Omit all pictures. Copy the rest of the material exactly.

**DATA LINES**
━━━━━━━━━━━━━━━━
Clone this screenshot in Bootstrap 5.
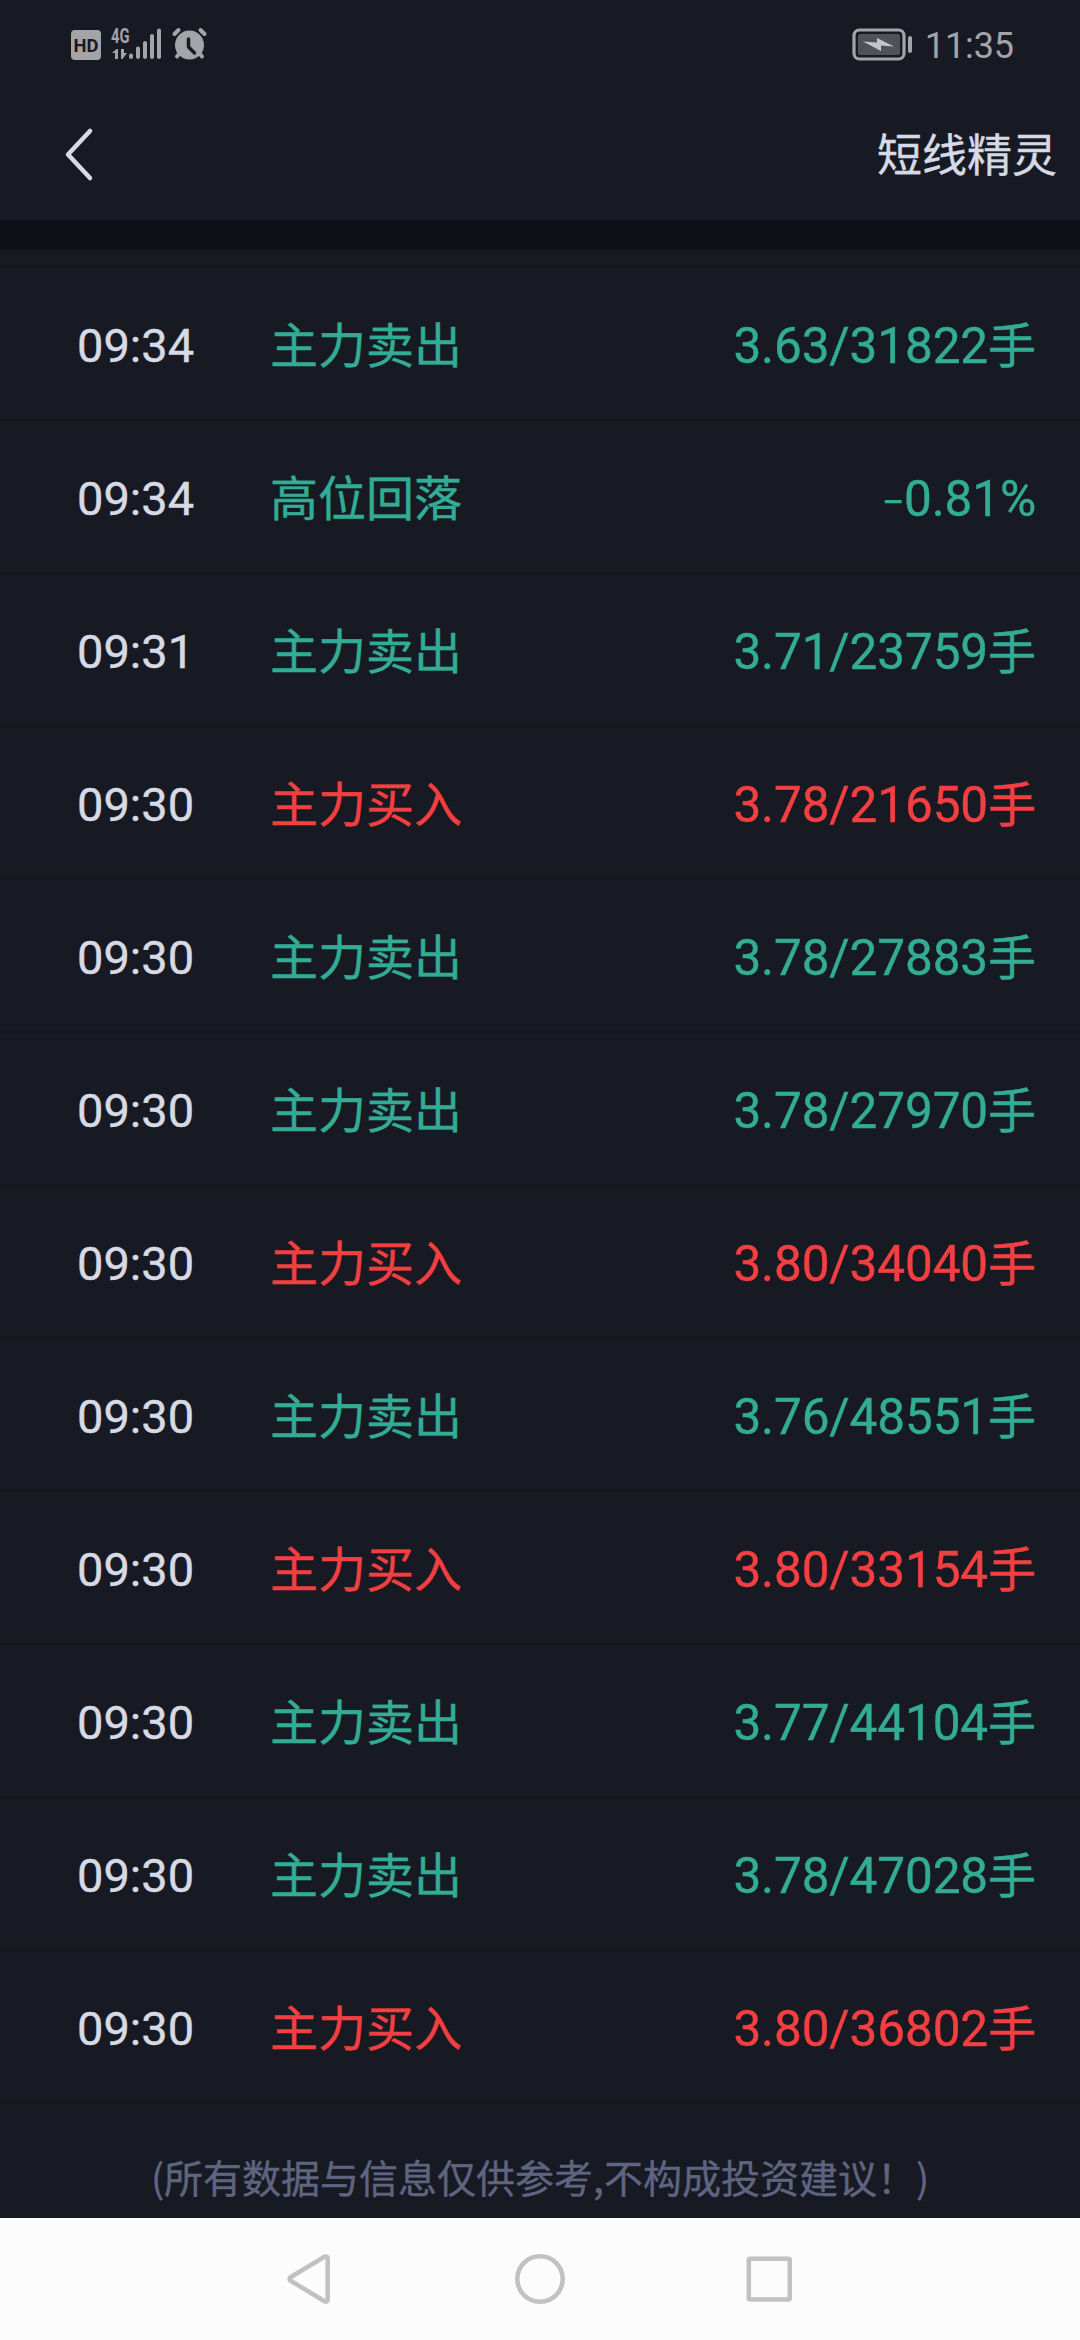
<!DOCTYPE html>
<html lang="zh-CN">
<head>
<meta charset="utf-8">
<meta name="viewport" content="width=device-width, initial-scale=1">
<title>短线精灵</title>
<link href="https://cdn.jsdelivr.net/npm/bootstrap@5.3.0/dist/css/bootstrap.min.css" rel="stylesheet">
<style>
  body { background: #171a22; color: #d7dae4; font-family: Roboto, "Noto Sans CJK SC", sans-serif; min-height: 2340px; overflow-x: hidden; -webkit-text-stroke: .4px; }
  svg { display: block; -webkit-text-stroke: 0; }
  .zh { font-family: "Noto Sans CJK SC", sans-serif; }
  .status-bar { height: 90px; color: #a3a4a8; }
  .clock { font-size: 36px; line-height: 42px; padding: 2px 66px 0 0; letter-spacing: -.1px; -webkit-text-stroke: 0; }
  .battery { margin-right: 13px; }
  .title-bar { height: 130px; padding: 0 23px 0 60px; }
  .page-title { font-size: 45px; line-height: 60px; padding-bottom: 4px; }
  .divider { height: 30px; background: #0d1015; }
  .feed { padding-top: 16px; }
  .feed-item { height: 153px; border-top: 2px solid #13161d; padding: 0 44px 0 77px; }
  .feed-end { border-top: 2px solid #13161d; height: 116px; }
  .item-time { font-size: 47px; line-height: 60px; width: 193px; padding-top: 5px; }
  .item-label { font-size: 48px; line-height: 70px; padding-bottom: 3px; }
  .item-value { font-size: 49.5px; line-height: 60px; padding-top: 5px; letter-spacing: -.15px; }
  .item-value .zh { font-size: 48px; line-height: 1; letter-spacing: 0; }
  .sign { font-size: 40px; line-height: 1; letter-spacing: -1px; }
  .sell { color: #32ac94; }
  .buy { color: #f23f41; }
  .disclaimer { font-size: 39px; line-height: 56px; padding-top: 44px; color: #5f6480; }
  .nav-keys { height: 122px; background: #fcfcfc; }
</style>
</head>
<body class="d-flex flex-column">
<div class="status-bar d-flex justify-content-between">
  <svg width="220" height="90" fill="currentColor" font-family="Roboto, sans-serif">
    <rect x="71" y="30" width="30" height="30" rx="4"/>
    <text x="86" y="51.7" text-anchor="middle" font-size="19" font-weight="700" textLength="25" lengthAdjust="spacingAndGlyphs" fill="#171a22">HD</text>
    <text x="111" y="42.500" font-size="19.500" font-weight="700" textLength="18.500" lengthAdjust="spacingAndGlyphs">4G</text>
    <path d="M112 53l4.500-4H118v10h-3v-6zM121 49h3v4h3l-4.500 6H121z"/>
    <g stroke="currentColor" stroke-width="4" stroke-linecap="round">
      <path d="M131 55.500V57M138 48.500V57M145 43V57M152 36V57M159 30.500V57"/>
    </g>
    <circle cx="189.500" cy="45" r="14.500"/>
    <g stroke="currentColor" stroke-width="4" stroke-linecap="round"><path d="M174.500 34l4-4M200.500 30l4 4M179 54l-2 2.500M200 54l2 2.500"/></g>
    <path d="M188.500 39v8l6 6" fill="none" stroke="#171a22" stroke-width="3.500" stroke-linecap="round" stroke-linejoin="round"/>
  </svg>
  <div class="d-flex align-items-center">
    <svg class="battery" width="60" height="90" viewBox="851 0 60 90">
      <rect x="853" y="30" width="50" height="29" rx="5.500" fill="none" stroke="#a3a4a8" stroke-width="3.200"/>
      <rect x="857" y="34" width="42" height="21" rx="2" fill="#4f5259"/>
      <path d="M862 41.500l14 1V38l17 8.500-13-1V51z" fill="#c4c5c8"/>
      <rect x="907" y="36" width="4" height="17" rx="2" fill="#a3a4a8"/>
    </svg>
    <span class="clock">11:35</span>
  </div>
</div>
<header class="title-bar d-flex align-items-center justify-content-between">
  <svg width="40" height="60" viewBox="60 125 40 60" fill="none" stroke="#d7dae4" stroke-width="4.500" stroke-linecap="round" stroke-linejoin="round"><path d="M90 131L68 154.500 90 178"/></svg>
  <h1 class="page-title zh fw-normal m-0">短线精灵</h1>
</header>
<div class="divider"></div>
<main class="feed flex-grow-1">
  <div class="feed-item d-flex align-items-center"><span class="item-time">09:34</span><span class="item-label zh sell">主力卖出</span><span class="item-value sell ms-auto">3.63/31822<span class="zh">手</span></span></div>
  <div class="feed-item d-flex align-items-center"><span class="item-time">09:34</span><span class="item-label zh sell">高位回落</span><span class="item-value sell ms-auto"><span class="sign">−</span>0.81%</span></div>
  <div class="feed-item d-flex align-items-center"><span class="item-time">09:31</span><span class="item-label zh sell">主力卖出</span><span class="item-value sell ms-auto">3.71/23759<span class="zh">手</span></span></div>
  <div class="feed-item d-flex align-items-center"><span class="item-time">09:30</span><span class="item-label zh buy">主力买入</span><span class="item-value buy ms-auto">3.78/21650<span class="zh">手</span></span></div>
  <div class="feed-item d-flex align-items-center"><span class="item-time">09:30</span><span class="item-label zh sell">主力卖出</span><span class="item-value sell ms-auto">3.78/27883<span class="zh">手</span></span></div>
  <div class="feed-item d-flex align-items-center"><span class="item-time">09:30</span><span class="item-label zh sell">主力卖出</span><span class="item-value sell ms-auto">3.78/27970<span class="zh">手</span></span></div>
  <div class="feed-item d-flex align-items-center"><span class="item-time">09:30</span><span class="item-label zh buy">主力买入</span><span class="item-value buy ms-auto">3.80/34040<span class="zh">手</span></span></div>
  <div class="feed-item d-flex align-items-center"><span class="item-time">09:30</span><span class="item-label zh sell">主力卖出</span><span class="item-value sell ms-auto">3.76/48551<span class="zh">手</span></span></div>
  <div class="feed-item d-flex align-items-center"><span class="item-time">09:30</span><span class="item-label zh buy">主力买入</span><span class="item-value buy ms-auto">3.80/33154<span class="zh">手</span></span></div>
  <div class="feed-item d-flex align-items-center"><span class="item-time">09:30</span><span class="item-label zh sell">主力卖出</span><span class="item-value sell ms-auto">3.77/44104<span class="zh">手</span></span></div>
  <div class="feed-item d-flex align-items-center"><span class="item-time">09:30</span><span class="item-label zh sell">主力卖出</span><span class="item-value sell ms-auto">3.78/47028<span class="zh">手</span></span></div>
  <div class="feed-item d-flex align-items-center"><span class="item-time">09:30</span><span class="item-label zh buy">主力买入</span><span class="item-value buy ms-auto">3.80/36802<span class="zh">手</span></span></div>
  <div class="feed-end"><p class="disclaimer zh text-center text-nowrap m-0">(所有数据与信息仅供参考,不构成投资建议！)</p></div>
</main>
<nav class="nav-keys d-flex justify-content-center">
  <svg width="560" height="122" viewBox="260 2218 560 122" fill="none" stroke="#c1c1c1" stroke-width="4.500" stroke-linejoin="round">
    <path d="M290.500 2277.300L324.500 2256.800Q327.700 2255.500 327.700 2259V2299Q327.700 2302.500 324.500 2301.200L290.500 2280.700Q288.500 2279 290.500 2277.300Z"/>
    <circle cx="540" cy="2279" r="22.700"/>
    <rect x="748.800" y="2258.700" width="41" height="40.800" rx="1.500"/>
  </svg>
</nav>
<script src="https://cdn.jsdelivr.net/npm/bootstrap@5.3.0/dist/js/bootstrap.bundle.min.js"></script>
</body>
</html>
━━━━━━━━━━━━━━━━
**SOLUTION TO THIS PROBLEM**
Clone this screenshot in Bootstrap 5.
<!DOCTYPE html>
<html lang="zh-CN">
<head>
<meta charset="utf-8">
<meta name="viewport" content="width=device-width, initial-scale=1">
<title>短线精灵</title>
<link href="https://cdn.jsdelivr.net/npm/bootstrap@5.3.0/dist/css/bootstrap.min.css" rel="stylesheet">
<style>
  body { background: #171a22; color: #d7dae4; font-family: Roboto, "Noto Sans CJK SC", sans-serif; min-height: 2340px; overflow-x: hidden; -webkit-text-stroke: .4px; }
  svg { display: block; -webkit-text-stroke: 0; }
  .zh { font-family: "Noto Sans CJK SC", sans-serif; }
  .status-bar { height: 90px; color: #a3a4a8; }
  .clock { font-size: 36px; line-height: 42px; padding: 2px 66px 0 0; letter-spacing: -.1px; -webkit-text-stroke: 0; }
  .battery { margin-right: 13px; }
  .title-bar { height: 130px; padding: 0 23px 0 60px; }
  .page-title { font-size: 45px; line-height: 60px; padding-bottom: 4px; }
  .divider { height: 30px; background: #0d1015; }
  .feed { padding-top: 16px; }
  .feed-item { height: 153px; border-top: 2px solid #13161d; padding: 0 44px 0 77px; }
  .feed-end { border-top: 2px solid #13161d; height: 116px; }
  .item-time { font-size: 47px; line-height: 60px; width: 193px; padding-top: 5px; }
  .item-label { font-size: 48px; line-height: 70px; padding-bottom: 3px; }
  .item-value { font-size: 49.5px; line-height: 60px; padding-top: 5px; letter-spacing: -.15px; }
  .item-value .zh { font-size: 48px; line-height: 1; letter-spacing: 0; }
  .sign { font-size: 40px; line-height: 1; letter-spacing: -1px; }
  .sell { color: #32ac94; }
  .buy { color: #f23f41; }
  .disclaimer { font-size: 39px; line-height: 56px; padding-top: 44px; color: #5f6480; }
  .nav-keys { height: 122px; background: #fcfcfc; }
</style>
</head>
<body class="d-flex flex-column">
<div class="status-bar d-flex justify-content-between">
  <svg width="220" height="90" fill="currentColor" font-family="Roboto, sans-serif">
    <rect x="71" y="30" width="30" height="30" rx="4"/>
    <text x="86" y="51.7" text-anchor="middle" font-size="19" font-weight="700" textLength="25" lengthAdjust="spacingAndGlyphs" fill="#171a22">HD</text>
    <text x="111" y="42.500" font-size="19.500" font-weight="700" textLength="18.500" lengthAdjust="spacingAndGlyphs">4G</text>
    <path d="M112 53l4.500-4H118v10h-3v-6zM121 49h3v4h3l-4.500 6H121z"/>
    <g stroke="currentColor" stroke-width="4" stroke-linecap="round">
      <path d="M131 55.500V57M138 48.500V57M145 43V57M152 36V57M159 30.500V57"/>
    </g>
    <circle cx="189.500" cy="45" r="14.500"/>
    <g stroke="currentColor" stroke-width="4" stroke-linecap="round"><path d="M174.500 34l4-4M200.500 30l4 4M179 54l-2 2.500M200 54l2 2.500"/></g>
    <path d="M188.500 39v8l6 6" fill="none" stroke="#171a22" stroke-width="3.500" stroke-linecap="round" stroke-linejoin="round"/>
  </svg>
  <div class="d-flex align-items-center">
    <svg class="battery" width="60" height="90" viewBox="851 0 60 90">
      <rect x="853" y="30" width="50" height="29" rx="5.500" fill="none" stroke="#a3a4a8" stroke-width="3.200"/>
      <rect x="857" y="34" width="42" height="21" rx="2" fill="#4f5259"/>
      <path d="M862 41.500l14 1V38l17 8.500-13-1V51z" fill="#c4c5c8"/>
      <rect x="907" y="36" width="4" height="17" rx="2" fill="#a3a4a8"/>
    </svg>
    <span class="clock">11:35</span>
  </div>
</div>
<header class="title-bar d-flex align-items-center justify-content-between">
  <svg width="40" height="60" viewBox="60 125 40 60" fill="none" stroke="#d7dae4" stroke-width="4.500" stroke-linecap="round" stroke-linejoin="round"><path d="M90 131L68 154.500 90 178"/></svg>
  <h1 class="page-title zh fw-normal m-0">短线精灵</h1>
</header>
<div class="divider"></div>
<main class="feed flex-grow-1">
  <div class="feed-item d-flex align-items-center"><span class="item-time">09:34</span><span class="item-label zh sell">主力卖出</span><span class="item-value sell ms-auto">3.63/31822<span class="zh">手</span></span></div>
  <div class="feed-item d-flex align-items-center"><span class="item-time">09:34</span><span class="item-label zh sell">高位回落</span><span class="item-value sell ms-auto"><span class="sign">−</span>0.81%</span></div>
  <div class="feed-item d-flex align-items-center"><span class="item-time">09:31</span><span class="item-label zh sell">主力卖出</span><span class="item-value sell ms-auto">3.71/23759<span class="zh">手</span></span></div>
  <div class="feed-item d-flex align-items-center"><span class="item-time">09:30</span><span class="item-label zh buy">主力买入</span><span class="item-value buy ms-auto">3.78/21650<span class="zh">手</span></span></div>
  <div class="feed-item d-flex align-items-center"><span class="item-time">09:30</span><span class="item-label zh sell">主力卖出</span><span class="item-value sell ms-auto">3.78/27883<span class="zh">手</span></span></div>
  <div class="feed-item d-flex align-items-center"><span class="item-time">09:30</span><span class="item-label zh sell">主力卖出</span><span class="item-value sell ms-auto">3.78/27970<span class="zh">手</span></span></div>
  <div class="feed-item d-flex align-items-center"><span class="item-time">09:30</span><span class="item-label zh buy">主力买入</span><span class="item-value buy ms-auto">3.80/34040<span class="zh">手</span></span></div>
  <div class="feed-item d-flex align-items-center"><span class="item-time">09:30</span><span class="item-label zh sell">主力卖出</span><span class="item-value sell ms-auto">3.76/48551<span class="zh">手</span></span></div>
  <div class="feed-item d-flex align-items-center"><span class="item-time">09:30</span><span class="item-label zh buy">主力买入</span><span class="item-value buy ms-auto">3.80/33154<span class="zh">手</span></span></div>
  <div class="feed-item d-flex align-items-center"><span class="item-time">09:30</span><span class="item-label zh sell">主力卖出</span><span class="item-value sell ms-auto">3.77/44104<span class="zh">手</span></span></div>
  <div class="feed-item d-flex align-items-center"><span class="item-time">09:30</span><span class="item-label zh sell">主力卖出</span><span class="item-value sell ms-auto">3.78/47028<span class="zh">手</span></span></div>
  <div class="feed-item d-flex align-items-center"><span class="item-time">09:30</span><span class="item-label zh buy">主力买入</span><span class="item-value buy ms-auto">3.80/36802<span class="zh">手</span></span></div>
  <div class="feed-end"><p class="disclaimer zh text-center text-nowrap m-0">(所有数据与信息仅供参考,不构成投资建议！)</p></div>
</main>
<nav class="nav-keys d-flex justify-content-center">
  <svg width="560" height="122" viewBox="260 2218 560 122" fill="none" stroke="#c1c1c1" stroke-width="4.500" stroke-linejoin="round">
    <path d="M290.500 2277.300L324.500 2256.800Q327.700 2255.500 327.700 2259V2299Q327.700 2302.500 324.500 2301.200L290.500 2280.700Q288.500 2279 290.500 2277.300Z"/>
    <circle cx="540" cy="2279" r="22.700"/>
    <rect x="748.800" y="2258.700" width="41" height="40.800" rx="1.500"/>
  </svg>
</nav>
<script src="https://cdn.jsdelivr.net/npm/bootstrap@5.3.0/dist/js/bootstrap.bundle.min.js"></script>
</body>
</html>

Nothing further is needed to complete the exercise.